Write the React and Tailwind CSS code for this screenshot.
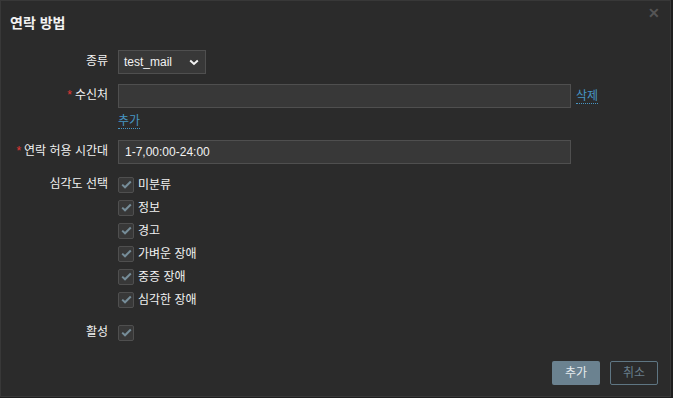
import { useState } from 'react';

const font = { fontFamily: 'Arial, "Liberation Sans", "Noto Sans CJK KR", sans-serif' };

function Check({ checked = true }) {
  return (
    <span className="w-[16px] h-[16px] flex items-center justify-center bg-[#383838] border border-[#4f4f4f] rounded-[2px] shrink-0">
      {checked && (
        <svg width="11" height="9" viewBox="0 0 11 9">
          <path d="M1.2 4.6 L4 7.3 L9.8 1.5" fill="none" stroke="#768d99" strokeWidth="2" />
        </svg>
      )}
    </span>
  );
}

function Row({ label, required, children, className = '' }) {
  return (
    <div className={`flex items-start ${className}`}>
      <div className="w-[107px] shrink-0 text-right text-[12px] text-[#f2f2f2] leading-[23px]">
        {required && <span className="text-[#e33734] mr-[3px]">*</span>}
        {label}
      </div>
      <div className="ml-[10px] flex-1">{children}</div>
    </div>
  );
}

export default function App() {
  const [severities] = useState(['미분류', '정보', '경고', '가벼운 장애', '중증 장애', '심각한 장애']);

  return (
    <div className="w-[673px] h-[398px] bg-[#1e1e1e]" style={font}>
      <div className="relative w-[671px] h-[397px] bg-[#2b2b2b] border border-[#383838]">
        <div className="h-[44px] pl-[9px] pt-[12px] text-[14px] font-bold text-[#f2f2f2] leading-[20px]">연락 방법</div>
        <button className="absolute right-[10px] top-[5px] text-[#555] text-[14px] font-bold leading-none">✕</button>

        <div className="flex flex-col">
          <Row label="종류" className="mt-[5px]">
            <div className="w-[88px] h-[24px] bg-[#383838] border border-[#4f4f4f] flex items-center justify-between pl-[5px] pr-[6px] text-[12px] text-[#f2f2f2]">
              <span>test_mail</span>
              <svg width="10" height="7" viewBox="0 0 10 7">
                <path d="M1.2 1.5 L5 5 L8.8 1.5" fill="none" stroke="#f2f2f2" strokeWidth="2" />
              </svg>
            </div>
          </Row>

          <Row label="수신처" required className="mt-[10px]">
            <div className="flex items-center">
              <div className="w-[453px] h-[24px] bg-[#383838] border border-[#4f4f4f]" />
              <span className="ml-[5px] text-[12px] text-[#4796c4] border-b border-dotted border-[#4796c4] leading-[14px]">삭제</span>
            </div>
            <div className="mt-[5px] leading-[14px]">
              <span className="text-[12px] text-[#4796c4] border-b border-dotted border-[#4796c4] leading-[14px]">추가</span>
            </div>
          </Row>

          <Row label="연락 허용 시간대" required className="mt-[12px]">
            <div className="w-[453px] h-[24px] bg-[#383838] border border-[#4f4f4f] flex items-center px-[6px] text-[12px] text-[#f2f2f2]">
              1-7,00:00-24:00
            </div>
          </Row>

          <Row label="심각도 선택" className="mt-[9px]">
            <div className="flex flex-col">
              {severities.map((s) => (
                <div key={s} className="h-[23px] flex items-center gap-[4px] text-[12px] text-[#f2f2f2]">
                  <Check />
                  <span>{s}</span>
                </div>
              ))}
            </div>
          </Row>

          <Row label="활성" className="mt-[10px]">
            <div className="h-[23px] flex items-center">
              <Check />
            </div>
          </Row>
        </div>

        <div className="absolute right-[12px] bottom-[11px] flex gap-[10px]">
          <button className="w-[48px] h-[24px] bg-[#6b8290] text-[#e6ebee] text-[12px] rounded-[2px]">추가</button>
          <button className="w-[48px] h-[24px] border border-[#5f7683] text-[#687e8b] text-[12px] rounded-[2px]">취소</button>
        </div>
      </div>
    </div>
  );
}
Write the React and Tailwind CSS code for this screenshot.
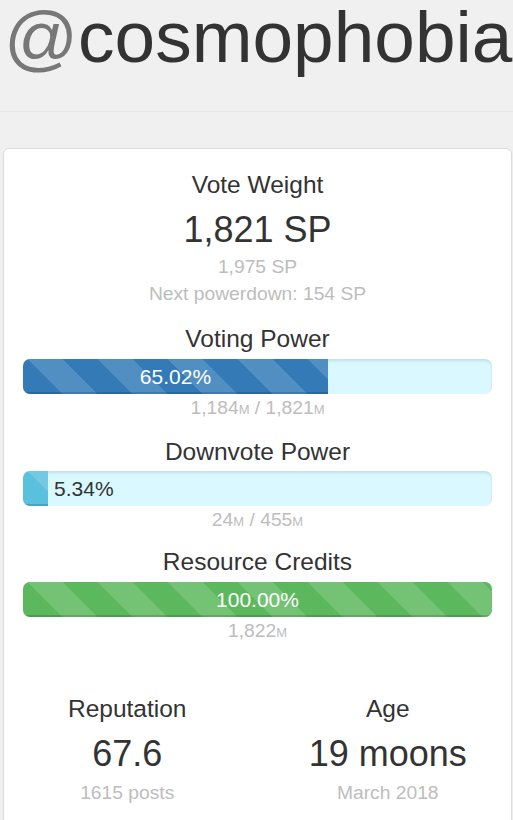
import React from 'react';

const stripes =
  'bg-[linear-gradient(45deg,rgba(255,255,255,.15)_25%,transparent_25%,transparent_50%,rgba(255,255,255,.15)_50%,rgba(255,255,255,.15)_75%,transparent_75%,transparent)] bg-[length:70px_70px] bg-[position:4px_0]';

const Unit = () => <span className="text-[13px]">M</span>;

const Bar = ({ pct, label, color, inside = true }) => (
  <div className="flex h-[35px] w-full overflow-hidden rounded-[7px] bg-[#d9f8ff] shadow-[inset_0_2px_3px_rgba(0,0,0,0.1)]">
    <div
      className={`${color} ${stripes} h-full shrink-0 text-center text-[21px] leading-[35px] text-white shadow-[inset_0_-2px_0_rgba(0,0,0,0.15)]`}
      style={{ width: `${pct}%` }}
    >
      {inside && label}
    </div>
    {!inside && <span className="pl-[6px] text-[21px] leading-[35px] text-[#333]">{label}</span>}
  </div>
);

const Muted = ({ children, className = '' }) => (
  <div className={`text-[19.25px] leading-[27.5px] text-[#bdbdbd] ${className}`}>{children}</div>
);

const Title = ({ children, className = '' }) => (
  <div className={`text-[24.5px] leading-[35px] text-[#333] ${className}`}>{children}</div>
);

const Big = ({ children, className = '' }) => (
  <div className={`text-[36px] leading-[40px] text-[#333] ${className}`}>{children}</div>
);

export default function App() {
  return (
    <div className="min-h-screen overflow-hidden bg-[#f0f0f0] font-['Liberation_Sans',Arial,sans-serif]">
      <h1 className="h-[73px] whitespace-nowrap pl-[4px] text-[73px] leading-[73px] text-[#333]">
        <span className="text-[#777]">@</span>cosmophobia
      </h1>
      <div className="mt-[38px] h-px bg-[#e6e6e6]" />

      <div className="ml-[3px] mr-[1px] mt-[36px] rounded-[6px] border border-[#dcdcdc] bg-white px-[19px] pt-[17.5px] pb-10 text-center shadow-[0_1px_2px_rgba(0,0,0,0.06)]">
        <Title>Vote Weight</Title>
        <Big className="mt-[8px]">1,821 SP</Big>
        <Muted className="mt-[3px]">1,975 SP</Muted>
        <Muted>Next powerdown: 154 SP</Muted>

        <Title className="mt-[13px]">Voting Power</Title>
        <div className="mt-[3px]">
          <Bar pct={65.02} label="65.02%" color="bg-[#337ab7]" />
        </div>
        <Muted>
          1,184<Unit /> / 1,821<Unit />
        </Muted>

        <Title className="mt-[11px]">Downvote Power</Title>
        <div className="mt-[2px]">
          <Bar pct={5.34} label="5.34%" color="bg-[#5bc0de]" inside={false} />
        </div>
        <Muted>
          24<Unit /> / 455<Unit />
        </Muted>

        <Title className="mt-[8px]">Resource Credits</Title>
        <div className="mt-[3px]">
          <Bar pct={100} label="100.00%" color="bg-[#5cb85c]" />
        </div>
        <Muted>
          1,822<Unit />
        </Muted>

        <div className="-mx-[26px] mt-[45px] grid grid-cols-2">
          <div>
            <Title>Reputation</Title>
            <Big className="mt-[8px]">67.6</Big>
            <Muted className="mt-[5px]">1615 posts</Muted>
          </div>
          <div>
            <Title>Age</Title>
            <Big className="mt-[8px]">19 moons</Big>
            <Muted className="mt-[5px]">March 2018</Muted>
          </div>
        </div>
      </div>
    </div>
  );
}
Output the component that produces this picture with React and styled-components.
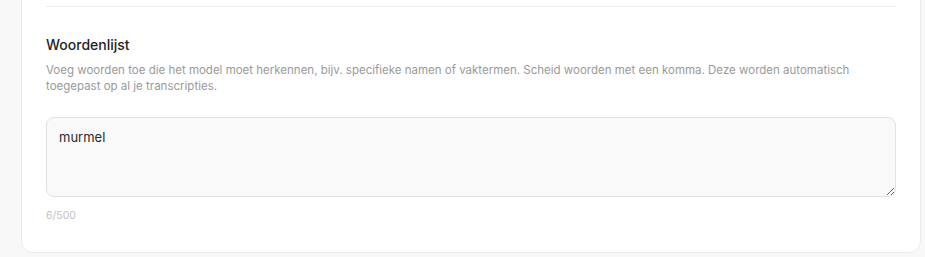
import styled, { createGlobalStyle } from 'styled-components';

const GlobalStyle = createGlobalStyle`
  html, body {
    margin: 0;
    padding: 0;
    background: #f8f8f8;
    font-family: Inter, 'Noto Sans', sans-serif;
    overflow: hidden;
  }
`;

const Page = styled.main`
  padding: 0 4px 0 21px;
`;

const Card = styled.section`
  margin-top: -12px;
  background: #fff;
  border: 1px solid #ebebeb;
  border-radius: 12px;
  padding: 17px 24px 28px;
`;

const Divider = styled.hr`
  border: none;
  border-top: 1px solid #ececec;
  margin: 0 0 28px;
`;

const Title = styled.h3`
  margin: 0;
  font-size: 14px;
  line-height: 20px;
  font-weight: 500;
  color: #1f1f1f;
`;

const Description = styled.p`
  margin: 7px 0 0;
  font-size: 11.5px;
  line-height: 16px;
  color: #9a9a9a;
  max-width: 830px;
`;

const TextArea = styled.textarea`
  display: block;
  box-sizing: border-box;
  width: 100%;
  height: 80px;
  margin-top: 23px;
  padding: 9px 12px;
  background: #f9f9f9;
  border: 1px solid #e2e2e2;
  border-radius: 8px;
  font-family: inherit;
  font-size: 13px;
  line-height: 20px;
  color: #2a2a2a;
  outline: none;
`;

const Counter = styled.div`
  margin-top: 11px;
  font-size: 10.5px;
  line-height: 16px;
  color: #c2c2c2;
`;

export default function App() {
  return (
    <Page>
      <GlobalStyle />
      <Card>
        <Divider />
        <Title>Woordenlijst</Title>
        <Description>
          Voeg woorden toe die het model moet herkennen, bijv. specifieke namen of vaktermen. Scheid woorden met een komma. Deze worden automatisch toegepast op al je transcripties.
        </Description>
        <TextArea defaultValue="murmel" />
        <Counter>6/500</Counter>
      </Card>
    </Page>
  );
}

+++

* **Written exercise**
Omit the pictures, then extract verbatim only those lines that fall between the line containing "Output the component" and the final line of the records above, both included.

* **The response**
Output the component that produces this picture with React and styled-components.
import styled, { createGlobalStyle } from 'styled-components';

const GlobalStyle = createGlobalStyle`
  html, body {
    margin: 0;
    padding: 0;
    background: #f8f8f8;
    font-family: Inter, 'Noto Sans', sans-serif;
    overflow: hidden;
  }
`;

const Page = styled.main`
  padding: 0 4px 0 21px;
`;

const Card = styled.section`
  margin-top: -12px;
  background: #fff;
  border: 1px solid #ebebeb;
  border-radius: 12px;
  padding: 17px 24px 28px;
`;

const Divider = styled.hr`
  border: none;
  border-top: 1px solid #ececec;
  margin: 0 0 28px;
`;

const Title = styled.h3`
  margin: 0;
  font-size: 14px;
  line-height: 20px;
  font-weight: 500;
  color: #1f1f1f;
`;

const Description = styled.p`
  margin: 7px 0 0;
  font-size: 11.5px;
  line-height: 16px;
  color: #9a9a9a;
  max-width: 830px;
`;

const TextArea = styled.textarea`
  display: block;
  box-sizing: border-box;
  width: 100%;
  height: 80px;
  margin-top: 23px;
  padding: 9px 12px;
  background: #f9f9f9;
  border: 1px solid #e2e2e2;
  border-radius: 8px;
  font-family: inherit;
  font-size: 13px;
  line-height: 20px;
  color: #2a2a2a;
  outline: none;
`;

const Counter = styled.div`
  margin-top: 11px;
  font-size: 10.5px;
  line-height: 16px;
  color: #c2c2c2;
`;

export default function App() {
  return (
    <Page>
      <GlobalStyle />
      <Card>
        <Divider />
        <Title>Woordenlijst</Title>
        <Description>
          Voeg woorden toe die het model moet herkennen, bijv. specifieke namen of vaktermen. Scheid woorden met een komma. Deze worden automatisch toegepast op al je transcripties.
        </Description>
        <TextArea defaultValue="murmel" />
        <Counter>6/500</Counter>
      </Card>
    </Page>
  );
}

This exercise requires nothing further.